The Kurds' fortunes have since changed, and their region is now
Iraq's most stable and prosperous, but the people of Halabja often
complain of neglect. "The KRG (Kurdistan Regional Government) will need to focus on using
its oil wealth to increase opportunities for employment and to
reduce corruption if it is to address this threat effectively," IHS
Jane's said in a recent report about militancy in Kurdistan,
assessing the risk as "serious". RELIGION VS. ETHNICITY Ako's jihad lasted less than two months. ISIL announced his
"martyrdom" early this year in Syria, killed fighting not Assad's
forces but fellow Kurds, who have taken advantage of the civil war
to assert control in the country's northeast. Kurds are predominantly Sunni Muslim, but identify overwhelmingly
with their ethnicity — the defining factor in a long history of
struggle in the four countries across which they are spread: Turkey,
Iran, Iraq and Syria.
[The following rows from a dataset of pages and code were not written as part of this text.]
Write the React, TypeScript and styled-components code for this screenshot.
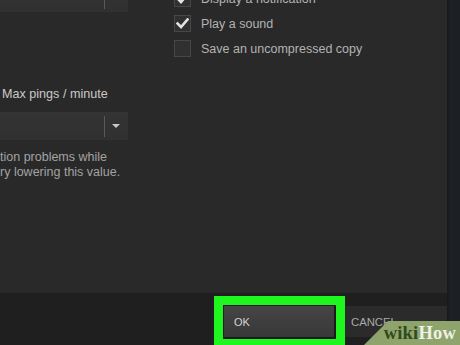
import React from "react";
import styled, { createGlobalStyle } from "styled-components";

const Global = createGlobalStyle`
  html, body { margin: 0; padding: 0; background: #1c1f22; }
  body { width: 460px; height: 345px; overflow: hidden; font-family: "Liberation Sans", Arial, sans-serif; }
`;

const Page = styled.div`
  position: relative;
  display: flex;
  width: 460px;
  height: 345px;
  overflow: hidden;
`;

const Content = styled.div`
  width: 447px;
  display: flex;
  flex-direction: column;
`;

const RightStrip = styled.div`
  flex: 1;
  background: linear-gradient(90deg, #16181a 0px, #1d2125 3px, #1c2024 100%);
`;

const Panel = styled.div`
  height: 293px;
  flex-shrink: 0;
  background: #292929;
  display: flex;
  overflow: hidden;
`;

const LeftCol = styled.div`
  width: 174px;
  display: flex;
  flex-direction: column;
`;

const RightCol = styled.div`
  display: flex;
  flex-direction: column;
  gap: 8px;
  margin-top: -10px;
`;

const Dropdown = styled.div<{ $top: number }>`
  width: 128px;
  height: 28px;
  margin-top: ${(p) => p.$top}px;
  background: linear-gradient(180deg, #343434, #303030);
  display: flex;
  align-items: center;
  justify-content: flex-end;
  box-sizing: border-box;
  padding-right: 8px;
`;

const Separator = styled.div`
  width: 1px;
  height: 21px;
  background: #5a5a5a;
  margin-right: 7px;
`;

const Arrow = styled.div`
  width: 0;
  height: 0;
  border-left: 4px solid transparent;
  border-right: 4px solid transparent;
  border-top: 4px solid #c8c8c8;
`;

const Label = styled.div`
  margin-top: 75px;
  padding-left: 2px;
  font-size: 12.6px;
  line-height: 14px;
  color: #c9c9c9;
  white-space: nowrap;
`;

const Description = styled.div`
  margin-top: 10px;
  font-size: 12.5px;
  line-height: 15px;
  color: #a3a3a3;
  white-space: nowrap;
`;

const CheckRow = styled.div`
  display: flex;
  align-items: center;
  gap: 10px;
  height: 17px;
`;

const Box = styled.div`
  width: 17px;
  height: 17px;
  box-sizing: border-box;
  border: 1px solid #474747;
  background: #303030;
  display: flex;
  align-items: center;
  justify-content: center;
`;

const CheckText = styled.span`
  font-size: 12.5px;
  color: #b3b3b3;
  white-space: nowrap;
`;

const Footer = styled.div`
  flex: 1;
  background: #1f1f1f;
  display: flex;
  justify-content: flex-end;
  align-items: flex-start;
  padding-top: 3px;
`;

const Highlight = styled.div`
  flex-shrink: 0;
  border: 9px solid #1ff51f;
  padding: 1px 2px 2px 1px;
  background: #191919;
`;

const OkButton = styled.div`
  width: 110px;
  height: 31px;
  box-sizing: border-box;
  padding-left: 10px;
  display: flex;
  align-items: center;
  background: linear-gradient(180deg, #454545, #383838);
  color: #d4d4d4;
  font-size: 11px;
`;

const CancelButton = styled.div`
  width: 102px;
  height: 31px;
  margin-top: 10px;
  box-sizing: border-box;
  padding-left: 6px;
  display: flex;
  align-items: center;
  background: #2b2b2b;
  color: #a9a9a9;
  font-size: 11.3px;
`;

const Watermark = styled.div`
  position: absolute;
  right: 0;
  bottom: 0;
  width: 96px;
  height: 24px;
  background: #8ea46c;
  clip-path: polygon(24px 0, 100% 0, 100% 100%, 0 100%);
  display: flex;
  align-items: center;
  justify-content: flex-end;
  padding-right: 4px;
  box-sizing: border-box;
  font-family: "Liberation Serif", "DejaVu Serif", serif;
  font-weight: bold;
  font-size: 18.5px;
  letter-spacing: 0.2px;
`;

const Wiki = styled.span`
  color: #2e4a1e;
`;

const How = styled.span`
  color: #eef1e4;
`;

const Check = () => (
  <svg width="13" height="11" viewBox="0 0 13 11">
    <path d="M1.5 5.5 L5 9 L11.5 1.5" fill="none" stroke="#e2e2e2" strokeWidth="2.6" strokeLinecap="square" />
  </svg>
);

const options = [
  { text: "Display a notification", checked: true },
  { text: "Play a sound", checked: true },
  { text: "Save an uncompressed copy", checked: false },
];

export default function App() {
  return (
    <>
      <Global />
      <Page>
        <Content>
          <Panel>
            <LeftCol>
              <Dropdown $top={-16}>
                <Separator />
                <Arrow />
              </Dropdown>
              <Label>Max pings / minute</Label>
              <Dropdown $top={11}>
                <Separator />
                <Arrow />
              </Dropdown>
              <Description>
                tion problems while
                <br />
                ry lowering this value.
              </Description>
            </LeftCol>
            <RightCol>
              {options.map((o) => (
                <CheckRow key={o.text}>
                  <Box>{o.checked && <Check />}</Box>
                  <CheckText>{o.text}</CheckText>
                </CheckRow>
              ))}
            </RightCol>
          </Panel>
          <Footer>
            <Highlight>
              <OkButton>OK</OkButton>
            </Highlight>
            <CancelButton>CANCEL</CancelButton>
          </Footer>
        </Content>
        <RightStrip />
        <Watermark>
          <Wiki>wiki</Wiki>
          <How>How</How>
        </Watermark>
      </Page>
    </>
  );
}
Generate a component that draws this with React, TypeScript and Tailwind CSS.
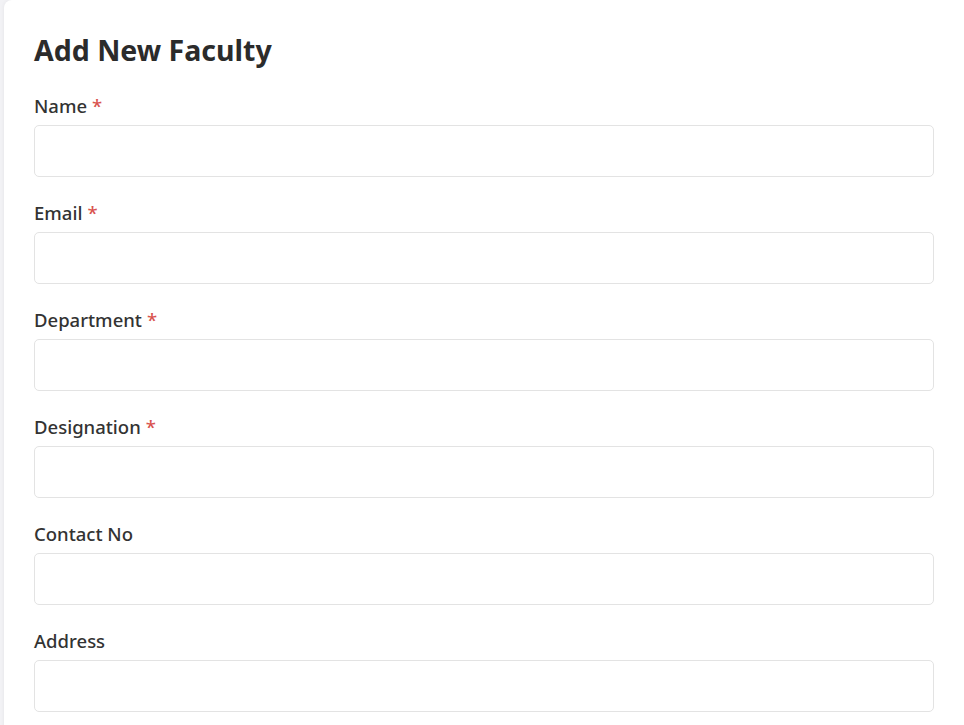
import { useState } from "react";

const fields = [
    { key: "name", label: "Name", required: true },
    { key: "email", label: "Email", required: true },
    { key: "department", label: "Department", required: true },
    { key: "designation", label: "Designation", required: true },
    { key: "contact", label: "Contact No", required: false },
    { key: "address", label: "Address", required: false },
];

export default function App() {
    const [values, setValues] = useState<Record<string, string>>({});

    return (
        <div
            className="min-h-screen bg-[#f2f2f5] pl-[4px]"
            style={{ fontFamily: '"Noto Sans", "Open Sans", sans-serif' }}
        >
            <div className="rounded-tl-lg bg-white px-[30px] pt-[28px] pb-10 shadow-[0_0_4px_rgba(0,0,0,0.06)]">
                <h1 className="text-[28.5px] font-bold leading-[44px] text-[#2b2b2b]">Add New Faculty</h1>
                <form className="mt-[20px] flex flex-col gap-[22px]">
                    {fields.map((field) => (
                        <label key={field.key} className="flex flex-col">
                            <span className="mb-[5px] text-[18.5px] leading-[28px] font-medium text-[#333333]">
                                {field.label}
                                {field.required && <span className="ml-[5px] text-[#d9534f]">*</span>}
                            </span>
                            <input
                                value={values[field.key] ?? ""}
                                onChange={(event) =>
                                    setValues((prev) => ({ ...prev, [field.key]: event.target.value }))
                                }
                                className="h-[52px] w-full rounded-[5px] border border-[#e3e3e3] bg-white px-3 text-base text-[#333333] focus:outline-none"
                            />
                        </label>
                    ))}
                </form>
            </div>
        </div>
    );
}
ISIL and other Sunni armed groups in Syria have turned their weapons
against a Marxist-inspired Kurdish militia that stands in the way of
their vision of an Islamic state spanning from Iraq to the
Mediterranean. Wearing a black leather jacket over his Kurdish clothes, the young
man who did return from Syria said he would have no qualms about
fighting his ethnic kin in the name of Islam: "My religion comes
before my Kurdishness — I make decisions based on my religion."